In America, eight hundred Americans were captured by the British at Frenchtown, in Michigan. At sea, the American Hornet, Captain Lawrence, sunk the Peacock; the Hazard captured the British frigate Albion, but the Shannon took the American frigate Chesapeake, killing Captain Lawrence, who said as he died: "Don't give up the ship!" The Enterprise captured the British brig Boxer. On Lake Erie, September 12, Commodore Perry fought the famous battle which he thus reported: "We have met the enemy and they are ours; two ships, two brigs, one schooner, and one sloop." General Harrison put an end to the Creek rebellion by his victory at Fort Malden.

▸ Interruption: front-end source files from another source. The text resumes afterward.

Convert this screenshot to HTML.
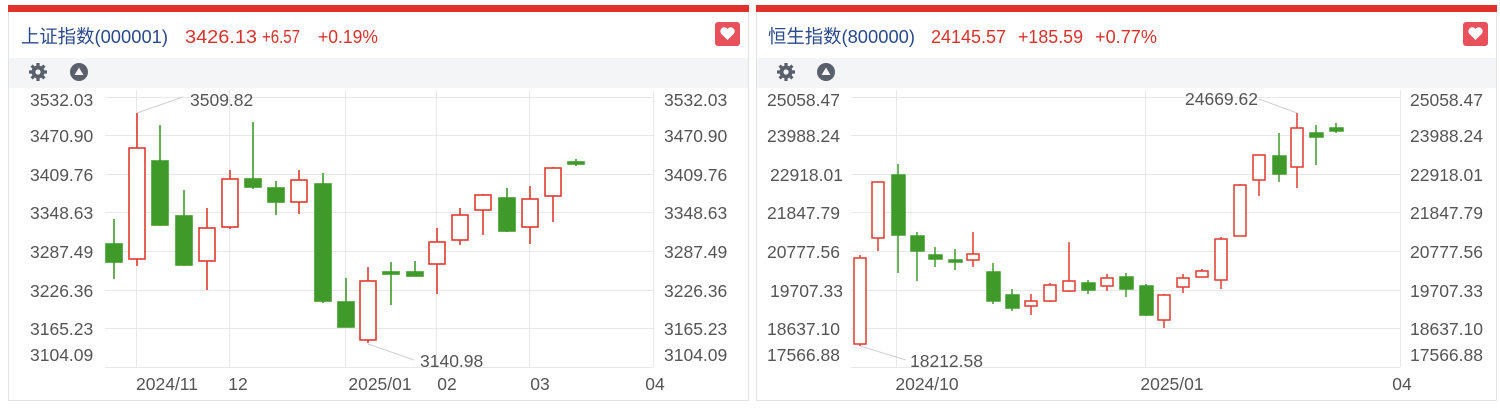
<!DOCTYPE html>
<html><head><meta charset="utf-8"><style>
body{margin:0;background:#fff;width:1500px;height:408px;overflow:hidden;font-family:"Liberation Sans","Noto Sans CJK SC",sans-serif}
svg text{font-family:"Liberation Sans","Noto Sans CJK SC",sans-serif}
</style></head><body>
<svg width="1500" height="408" viewBox="0 0 1500 408" xmlns="http://www.w3.org/2000/svg">
<rect x="8.5" y="5.5" width="740" height="395" fill="#fff" stroke="#e2e2e2"/>
<rect x="756.5" y="5.5" width="740" height="395" fill="#fff" stroke="#e2e2e2"/>
<rect x="8" y="5" width="741" height="7" fill="#e0312b"/>
<rect x="756" y="5" width="741" height="7" fill="#e0312b"/>
<rect x="9" y="58" width="739" height="30" fill="#f3f5f6"/>
<rect x="757" y="58" width="739" height="30" fill="#f3f5f6"/>

<text x="21" y="43" font-size="18.5" fill="#2b4a8c" textLength="147" lengthAdjust="spacingAndGlyphs">上证指数(000001)</text>
<g font-size="18.5" fill="#d8332b">
<text x="185" y="43" textLength="72" lengthAdjust="spacingAndGlyphs">3426.13</text>
<text x="262" y="43" textLength="38" lengthAdjust="spacingAndGlyphs">+6.57</text>
<text x="318" y="43" textLength="60" lengthAdjust="spacingAndGlyphs">+0.19%</text>
</g>
<text x="768" y="43" font-size="18.5" fill="#2b4a8c" textLength="147" lengthAdjust="spacingAndGlyphs">恒生指数(800000)</text>
<g font-size="18.5" fill="#d8332b">
<text x="931" y="43" textLength="75" lengthAdjust="spacingAndGlyphs">24145.57</text>
<text x="1018" y="43" textLength="65" lengthAdjust="spacingAndGlyphs">+185.59</text>
<text x="1095" y="43" textLength="62" lengthAdjust="spacingAndGlyphs">+0.77%</text>
</g>

<g>
<rect x="715" y="22" width="25" height="24" rx="3" fill="#e8505b"/>
<path d="M727.5 40 L721 33.5 A3.6 3.6 0 0 1 727.5 29 A3.6 3.6 0 0 1 734 33.5 Z" fill="#fff"/>
<rect x="1463" y="22" width="25" height="24" rx="3" fill="#e8505b"/>
<path d="M1475.5 40 L1469 33.5 A3.6 3.6 0 0 1 1475.5 29 A3.6 3.6 0 0 1 1482 33.5 Z" fill="#fff"/>
</g>

<g fill="#59606b">
<g transform="translate(38,72)"><circle r="6.5"/><g stroke="#59606b" stroke-width="3.2"><line x1="0" y1="-9" x2="0" y2="9"/><line x1="-9" y1="0" x2="9" y2="0"/><line x1="-6.4" y1="-6.4" x2="6.4" y2="6.4"/><line x1="-6.4" y1="6.4" x2="6.4" y2="-6.4"/></g><circle r="2.6" fill="#f3f5f6"/></g>
<circle cx="79" cy="72" r="9"/><path d="M79 67.5 L83.5 75 L74.5 75 Z" fill="#f3f5f6"/>
<g transform="translate(786,72)"><circle r="6.5"/><g stroke="#59606b" stroke-width="3.2"><line x1="0" y1="-9" x2="0" y2="9"/><line x1="-9" y1="0" x2="9" y2="0"/><line x1="-6.4" y1="-6.4" x2="6.4" y2="6.4"/><line x1="-6.4" y1="6.4" x2="6.4" y2="-6.4"/></g><circle r="2.6" fill="#f3f5f6"/></g>
<circle cx="826" cy="72" r="9"/><path d="M826 67.5 L830.5 75 L821.5 75 Z" fill="#f3f5f6"/>
</g>

<g stroke="#e8e8e8" stroke-width="1">
<line x1="105" y1="97.5" x2="653" y2="97.5"/><line x1="105" y1="135.5" x2="653" y2="135.5"/><line x1="105" y1="174.5" x2="653" y2="174.5"/><line x1="105" y1="212.5" x2="653" y2="212.5"/><line x1="105" y1="251.5" x2="653" y2="251.5"/><line x1="105" y1="290.5" x2="653" y2="290.5"/><line x1="105" y1="328.5" x2="653" y2="328.5"/><line x1="105" y1="367.5" x2="653" y2="367.5"/>
<line x1="136.5" y1="90" x2="136.5" y2="367"/><line x1="229.5" y1="90" x2="229.5" y2="367"/><line x1="345.5" y1="90" x2="345.5" y2="367"/><line x1="436.5" y1="90" x2="436.5" y2="367"/><line x1="529.5" y1="90" x2="529.5" y2="367"/><line x1="653.5" y1="90" x2="653.5" y2="367"/>
<line x1="851" y1="97.5" x2="1400" y2="97.5"/><line x1="851" y1="135.5" x2="1400" y2="135.5"/><line x1="851" y1="174.5" x2="1400" y2="174.5"/><line x1="851" y1="212.5" x2="1400" y2="212.5"/><line x1="851" y1="251.5" x2="1400" y2="251.5"/><line x1="851" y1="290.5" x2="1400" y2="290.5"/><line x1="851" y1="328.5" x2="1400" y2="328.5"/><line x1="851" y1="367.5" x2="1400" y2="367.5"/>
<line x1="896.5" y1="90" x2="896.5" y2="367"/><line x1="1145.5" y1="90" x2="1145.5" y2="367"/><line x1="1400.5" y1="90" x2="1400.5" y2="367"/>
</g>

<g font-size="17.5" fill="#555">
<text x="30" y="106">3532.03</text><text x="30" y="142">3470.90</text><text x="30" y="181">3409.76</text><text x="30" y="219">3348.63</text><text x="30" y="258">3287.49</text><text x="30" y="297">3226.36</text><text x="30" y="335">3165.23</text><text x="30" y="361">3104.09</text>
<text x="664" y="106">3532.03</text><text x="664" y="142">3470.90</text><text x="664" y="181">3409.76</text><text x="664" y="219">3348.63</text><text x="664" y="258">3287.49</text><text x="664" y="297">3226.36</text><text x="664" y="335">3165.23</text><text x="664" y="361">3104.09</text>
<g text-anchor="middle"><text x="167" y="390">2024/11</text><text x="238" y="390">12</text><text x="380" y="390">2025/01</text><text x="447" y="390">02</text><text x="540" y="390">03</text><text x="655" y="390">04</text></g>
<text x="767" y="106">25058.47</text><text x="767" y="142">23988.24</text><text x="770" y="181">22918.01</text><text x="767" y="219">21847.79</text><text x="767" y="258">20777.56</text><text x="770" y="297">19707.33</text><text x="767" y="335">18637.10</text><text x="767" y="361">17566.88</text>
<text x="1410" y="106">25058.47</text><text x="1410" y="142">23988.24</text><text x="1410" y="181">22918.01</text><text x="1410" y="219">21847.79</text><text x="1410" y="258">20777.56</text><text x="1410" y="297">19707.33</text><text x="1410" y="335">18637.10</text><text x="1410" y="361">17566.88</text>
<g text-anchor="middle"><text x="927" y="390">2024/10</text><text x="1172" y="390">2025/01</text><text x="1402" y="390">04</text></g>
<text x="190" y="106">3509.82</text><text x="420" y="367">3140.98</text>
<text x="1185" y="105">24669.62</text><text x="910" y="367">18212.58</text>
</g>
<g stroke="#cfcfcf" stroke-width="1" fill="none">
<polyline points="137,113 183,97"/><polyline points="368,344 414,360"/>
<polyline points="1259,99 1297,113"/><polyline points="860,346 906,360"/>
</g>

<g stroke-width="1.6">
<g stroke="#3f9a2a" fill="#3f9a2a">
<line x1="114" y1="219" x2="114" y2="279"/><rect x="106" y="244" width="16" height="18"/>
<line x1="160" y1="125" x2="160" y2="226"/><rect x="152" y="161" width="16" height="64"/>
<line x1="184" y1="190" x2="184" y2="266"/><rect x="176" y="216" width="16" height="49"/>
<line x1="253" y1="122" x2="253" y2="189"/><rect x="245" y="179" width="16" height="8"/>
<line x1="276" y1="181" x2="276" y2="215"/><rect x="268" y="188" width="16" height="14"/>
<line x1="323" y1="173" x2="323" y2="303"/><rect x="315" y="184" width="16" height="117"/>
<line x1="346" y1="278" x2="346" y2="327"/><rect x="338" y="302" width="16" height="25"/>
<line x1="391" y1="262" x2="391" y2="305"/><rect x="383" y="272" width="16" height="2"/>
<line x1="415" y1="261" x2="415" y2="276"/><rect x="407" y="272" width="16" height="4"/>
<line x1="507" y1="188" x2="507" y2="232"/><rect x="499" y="198" width="16" height="33"/>
<line x1="576" y1="159" x2="576" y2="166"/><rect x="568" y="162" width="16" height="2"/>
</g>
<g stroke="#e03a2f" fill="#fff">
<line x1="137" y1="113" x2="137" y2="266"/><rect x="129" y="148" width="16" height="111"/>
<line x1="207" y1="208" x2="207" y2="290"/><rect x="199" y="228" width="16" height="33"/>
<line x1="230" y1="170" x2="230" y2="229"/><rect x="222" y="179" width="16" height="48"/>
<line x1="299" y1="170" x2="299" y2="214"/><rect x="291" y="180" width="16" height="22"/>
<line x1="368" y1="267" x2="368" y2="343"/><rect x="360" y="281" width="16" height="59"/>
<line x1="437" y1="228" x2="437" y2="294"/><rect x="429" y="242" width="16" height="22"/>
<line x1="460" y1="208" x2="460" y2="245"/><rect x="452" y="215" width="16" height="25"/>
<line x1="483" y1="194" x2="483" y2="235"/><rect x="475" y="195" width="16" height="15"/>
<line x1="530" y1="186" x2="530" y2="244"/><rect x="522" y="199" width="16" height="28"/>
<line x1="553" y1="167" x2="553" y2="222"/><rect x="545" y="168" width="16" height="28"/>
</g>
</g>

<g stroke-width="1.5">
<g stroke="#3f9a2a" fill="#3f9a2a">
<line x1="898" y1="164" x2="898" y2="273"/><rect x="892" y="175" width="13" height="60"/>
<line x1="917" y1="232" x2="917" y2="281"/><rect x="911" y="236" width="13" height="15"/>
<line x1="935" y1="247" x2="935" y2="267"/><rect x="929" y="255" width="13" height="4"/>
<line x1="955" y1="249" x2="955" y2="270"/><rect x="949" y="260" width="13" height="2"/>
<line x1="993" y1="263" x2="993" y2="304"/><rect x="987" y="272" width="13" height="29"/>
<line x1="1012" y1="289" x2="1012" y2="311"/><rect x="1006" y="295" width="13" height="13"/>
<line x1="1088" y1="280" x2="1088" y2="294"/><rect x="1082" y="283" width="13" height="7"/>
<line x1="1126" y1="273" x2="1126" y2="297"/><rect x="1120" y="277" width="13" height="12"/>
<line x1="1146" y1="284" x2="1146" y2="316"/><rect x="1140" y="286" width="13" height="29"/>
<line x1="1279" y1="133" x2="1279" y2="182"/><rect x="1273" y="156" width="13" height="18"/>
<line x1="1316" y1="125" x2="1316" y2="165"/><rect x="1310" y="133" width="13" height="4"/>
<line x1="1336" y1="123" x2="1336" y2="133"/><rect x="1330" y="128" width="13" height="3"/>
</g>
<g stroke="#e03a2f" fill="#fff">
<line x1="860" y1="255" x2="860" y2="346"/><rect x="854" y="258" width="12" height="86"/>
<line x1="878" y1="182" x2="878" y2="251"/><rect x="872" y="182" width="12" height="56"/>
<line x1="973" y1="232" x2="973" y2="267"/><rect x="967" y="254" width="12" height="6"/>
<line x1="1031" y1="294" x2="1031" y2="315"/><rect x="1025" y="301" width="12" height="5"/>
<line x1="1050" y1="283" x2="1050" y2="302"/><rect x="1044" y="285" width="12" height="16"/>
<line x1="1069" y1="242" x2="1069" y2="292"/><rect x="1063" y="281" width="12" height="10"/>
<line x1="1107" y1="274" x2="1107" y2="291"/><rect x="1101" y="278" width="12" height="8"/>
<line x1="1164" y1="294" x2="1164" y2="328"/><rect x="1158" y="295" width="12" height="25"/>
<line x1="1183" y1="274" x2="1183" y2="293"/><rect x="1177" y="278" width="12" height="9"/>
<line x1="1202" y1="269" x2="1202" y2="277"/><rect x="1196" y="271" width="12" height="6"/>
<line x1="1221" y1="237" x2="1221" y2="289"/><rect x="1215" y="239" width="12" height="41"/>
<line x1="1240" y1="184" x2="1240" y2="236"/><rect x="1234" y="185" width="12" height="51"/>
<line x1="1259" y1="155" x2="1259" y2="196"/><rect x="1253" y="155" width="12" height="25"/>
<line x1="1297" y1="113" x2="1297" y2="188"/><rect x="1291" y="128" width="12" height="39"/>
</g>
</g>
</svg>
</body></html>
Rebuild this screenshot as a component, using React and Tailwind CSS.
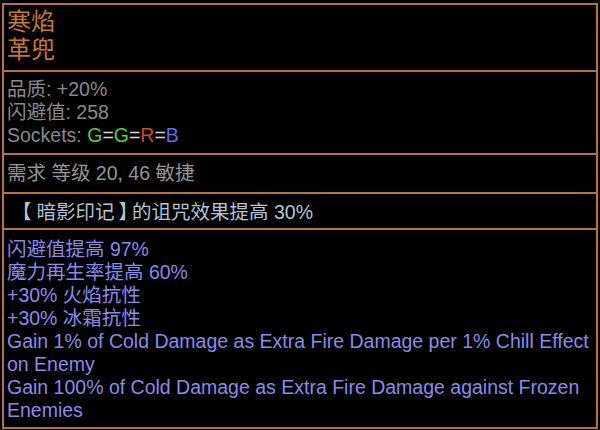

Austria joined the allies against France, and Moreau, hero of Hohenlinden, and Bernadotte sided against their old leader, Napoleon. At Dresden (August 26, 27) Napoleon won his last great victory; Moreau was killed. At Wahlstatt, Blücher routed the French, and Ney met disaster at Dennewitz. King Jerome Bonaparte was forced to flee from Westphalia. Bavaria refused longer to support Napoleon. The campaign in Germany culminated in the great battle of Leipzig, fought October 16 to 19, in which four hundred thousand Germans and Russians totally defeated two hundred thousand Frenchmen, killing or capturing nearly half of them, and sweeping Germany free of invaders. Meanwhile Wellington invaded France from the south, and Napoleon's empire began to crumble fast. Spain was forever lost to him. Napoleon dissolved the Corps Législatif, determined to carry out his plans for prosecuting the war, and called for a new conscription of three hundred thousand men.

Cape of Good Hope ceded to the British by the Dutch. George Stephenson built his first locomotive. The Jesuit order restored by Pius VII.

RULERS—The same as in the previous year.